[Problem to solve] Leave out the pictures and set down exactly the lines from the start of the listing through the one with "for (let d = 1;", both included.

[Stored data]
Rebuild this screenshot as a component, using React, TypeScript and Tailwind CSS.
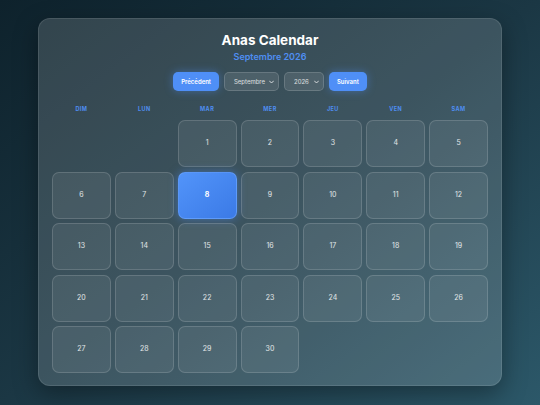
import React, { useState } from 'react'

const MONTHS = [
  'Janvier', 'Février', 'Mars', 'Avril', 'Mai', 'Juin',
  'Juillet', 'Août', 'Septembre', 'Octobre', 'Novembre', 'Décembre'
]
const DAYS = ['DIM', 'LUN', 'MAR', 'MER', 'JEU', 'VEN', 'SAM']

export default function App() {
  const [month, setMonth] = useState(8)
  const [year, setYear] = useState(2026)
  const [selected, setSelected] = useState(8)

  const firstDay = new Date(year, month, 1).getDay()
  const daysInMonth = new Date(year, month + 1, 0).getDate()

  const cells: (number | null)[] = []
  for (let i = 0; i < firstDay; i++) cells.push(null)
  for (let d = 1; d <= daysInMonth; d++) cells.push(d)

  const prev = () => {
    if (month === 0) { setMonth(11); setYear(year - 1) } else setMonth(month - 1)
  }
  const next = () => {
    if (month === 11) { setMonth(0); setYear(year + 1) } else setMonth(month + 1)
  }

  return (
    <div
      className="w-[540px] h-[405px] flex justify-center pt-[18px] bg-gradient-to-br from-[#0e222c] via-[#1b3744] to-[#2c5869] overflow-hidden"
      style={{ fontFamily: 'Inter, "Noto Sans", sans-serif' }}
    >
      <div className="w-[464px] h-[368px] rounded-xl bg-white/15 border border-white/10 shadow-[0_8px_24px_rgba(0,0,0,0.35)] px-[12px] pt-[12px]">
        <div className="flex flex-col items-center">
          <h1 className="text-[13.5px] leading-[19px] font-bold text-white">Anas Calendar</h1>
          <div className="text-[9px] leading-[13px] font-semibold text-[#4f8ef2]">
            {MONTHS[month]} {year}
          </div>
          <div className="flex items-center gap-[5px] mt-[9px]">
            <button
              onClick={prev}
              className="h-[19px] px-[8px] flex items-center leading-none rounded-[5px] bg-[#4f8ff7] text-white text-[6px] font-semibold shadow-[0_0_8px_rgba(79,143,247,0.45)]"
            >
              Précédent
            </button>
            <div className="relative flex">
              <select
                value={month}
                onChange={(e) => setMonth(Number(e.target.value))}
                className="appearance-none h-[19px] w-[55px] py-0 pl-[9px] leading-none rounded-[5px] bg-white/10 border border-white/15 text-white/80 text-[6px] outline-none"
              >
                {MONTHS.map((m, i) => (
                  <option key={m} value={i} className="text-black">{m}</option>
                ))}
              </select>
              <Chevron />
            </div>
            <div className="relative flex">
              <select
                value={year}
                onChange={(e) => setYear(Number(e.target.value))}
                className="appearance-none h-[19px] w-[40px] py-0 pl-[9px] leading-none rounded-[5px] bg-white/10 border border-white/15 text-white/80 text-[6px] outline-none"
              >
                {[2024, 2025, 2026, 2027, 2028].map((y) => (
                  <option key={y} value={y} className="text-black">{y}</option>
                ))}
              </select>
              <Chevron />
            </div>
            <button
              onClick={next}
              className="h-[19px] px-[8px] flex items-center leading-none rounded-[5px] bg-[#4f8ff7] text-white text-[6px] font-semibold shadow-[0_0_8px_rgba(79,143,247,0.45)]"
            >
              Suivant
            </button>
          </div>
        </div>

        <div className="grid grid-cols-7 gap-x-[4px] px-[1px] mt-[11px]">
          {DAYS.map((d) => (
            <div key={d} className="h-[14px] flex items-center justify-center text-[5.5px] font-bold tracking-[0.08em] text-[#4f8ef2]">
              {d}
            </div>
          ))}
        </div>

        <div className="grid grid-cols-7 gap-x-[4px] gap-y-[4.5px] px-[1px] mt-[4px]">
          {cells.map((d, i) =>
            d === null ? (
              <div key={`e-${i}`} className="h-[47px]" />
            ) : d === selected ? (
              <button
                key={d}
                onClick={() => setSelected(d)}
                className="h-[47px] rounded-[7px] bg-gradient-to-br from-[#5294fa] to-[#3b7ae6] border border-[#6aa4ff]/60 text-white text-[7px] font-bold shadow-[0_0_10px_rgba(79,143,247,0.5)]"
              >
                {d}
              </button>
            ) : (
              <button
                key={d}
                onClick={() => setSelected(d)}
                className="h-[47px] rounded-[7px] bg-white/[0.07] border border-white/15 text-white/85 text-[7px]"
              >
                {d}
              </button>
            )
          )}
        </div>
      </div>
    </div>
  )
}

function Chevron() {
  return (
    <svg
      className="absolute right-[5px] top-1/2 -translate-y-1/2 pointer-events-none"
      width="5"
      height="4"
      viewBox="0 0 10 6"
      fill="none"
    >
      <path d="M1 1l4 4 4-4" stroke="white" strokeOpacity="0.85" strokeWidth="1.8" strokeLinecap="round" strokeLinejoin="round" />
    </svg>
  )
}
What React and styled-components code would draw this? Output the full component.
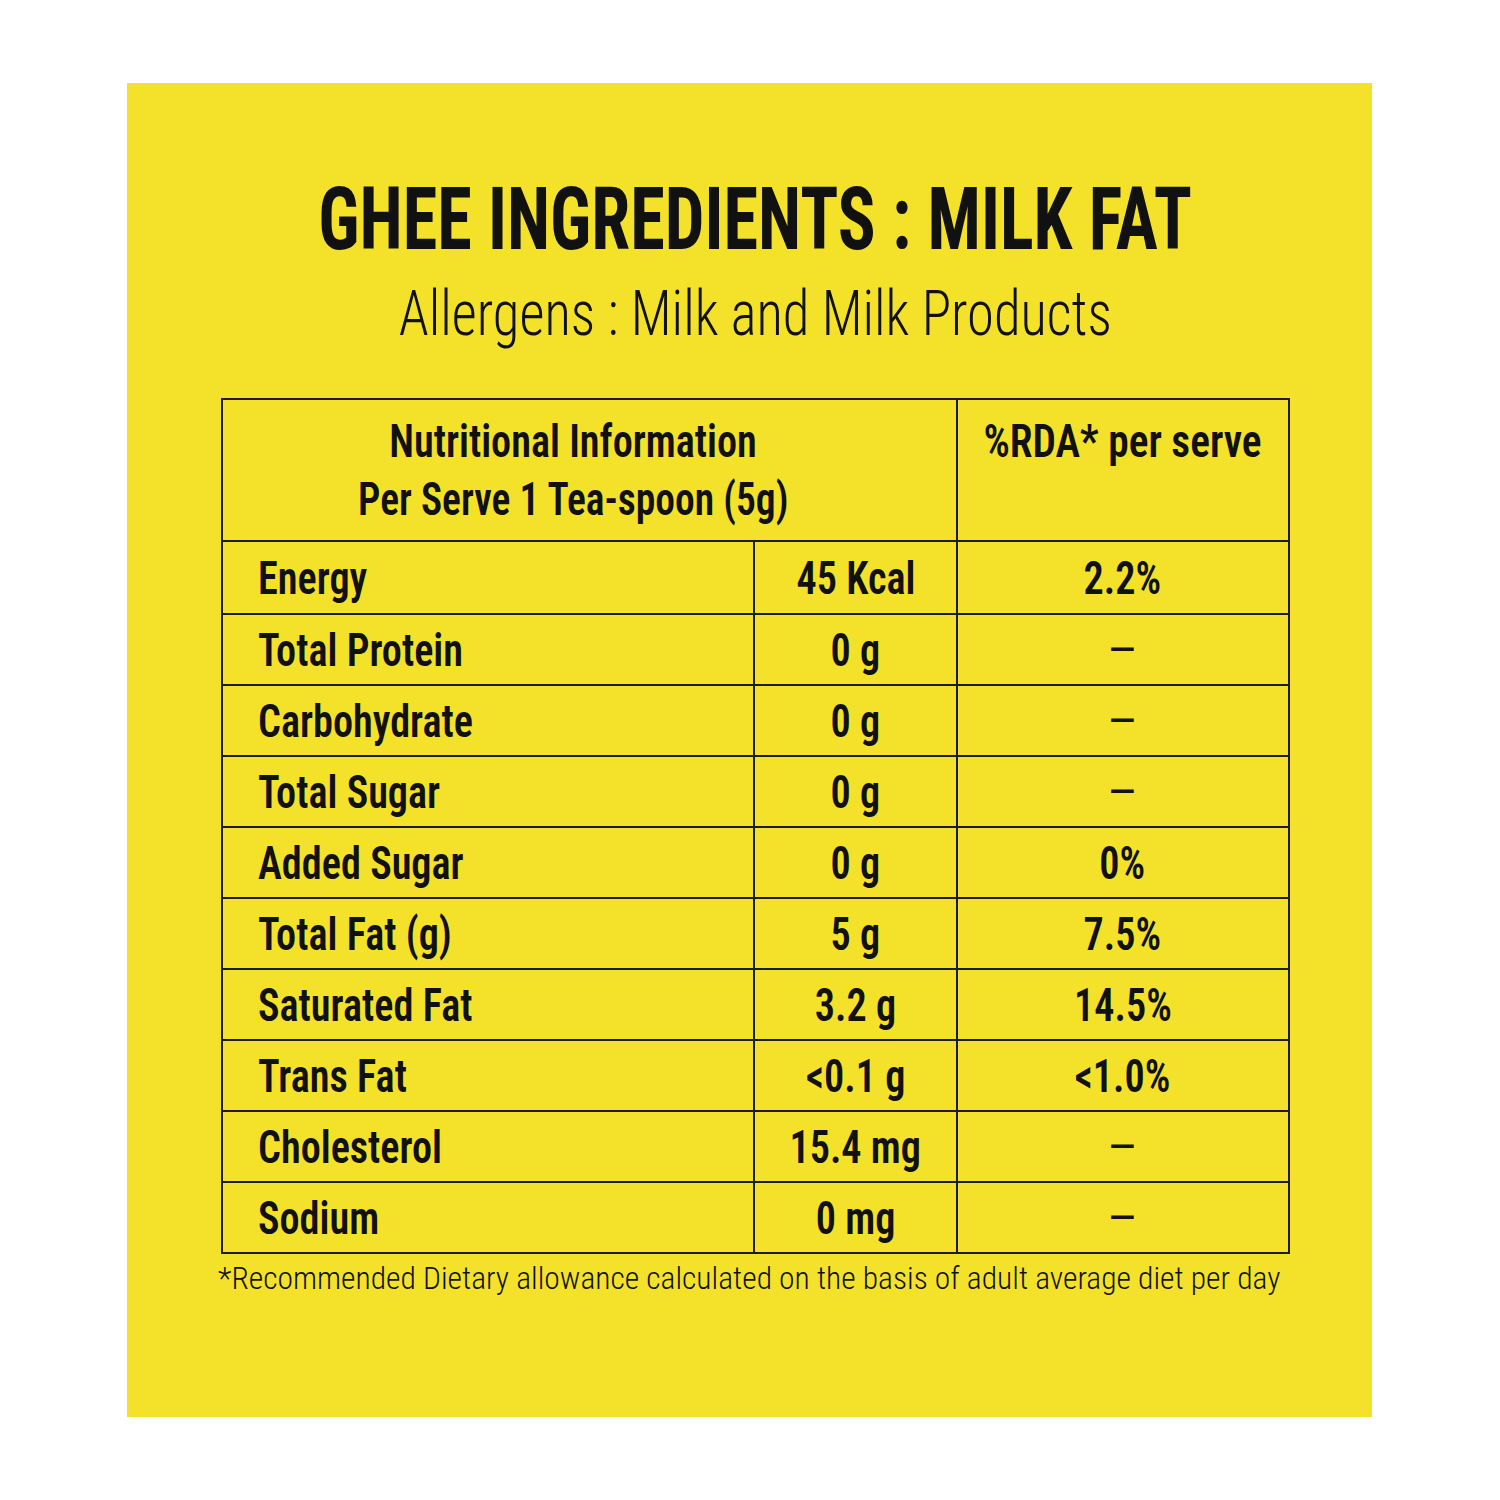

[Result of the task]
Rebuild this screenshot as a component, using React, TypeScript and Tailwind CSS.
import React, { useState } from 'react'

const MONTHS = [
  'Janvier', 'Février', 'Mars', 'Avril', 'Mai', 'Juin',
  'Juillet', 'Août', 'Septembre', 'Octobre', 'Novembre', 'Décembre'
]
const DAYS = ['DIM', 'LUN', 'MAR', 'MER', 'JEU', 'VEN', 'SAM']

export default function App() {
  const [month, setMonth] = useState(8)
  const [year, setYear] = useState(2026)
  const [selected, setSelected] = useState(8)

  const firstDay = new Date(year, month, 1).getDay()
  const daysInMonth = new Date(year, month + 1, 0).getDate()

  const cells: (number | null)[] = []
  for (let i = 0; i < firstDay; i++) cells.push(null)
  for (let d = 1; d <= daysInMonth; d++) cells.push(d)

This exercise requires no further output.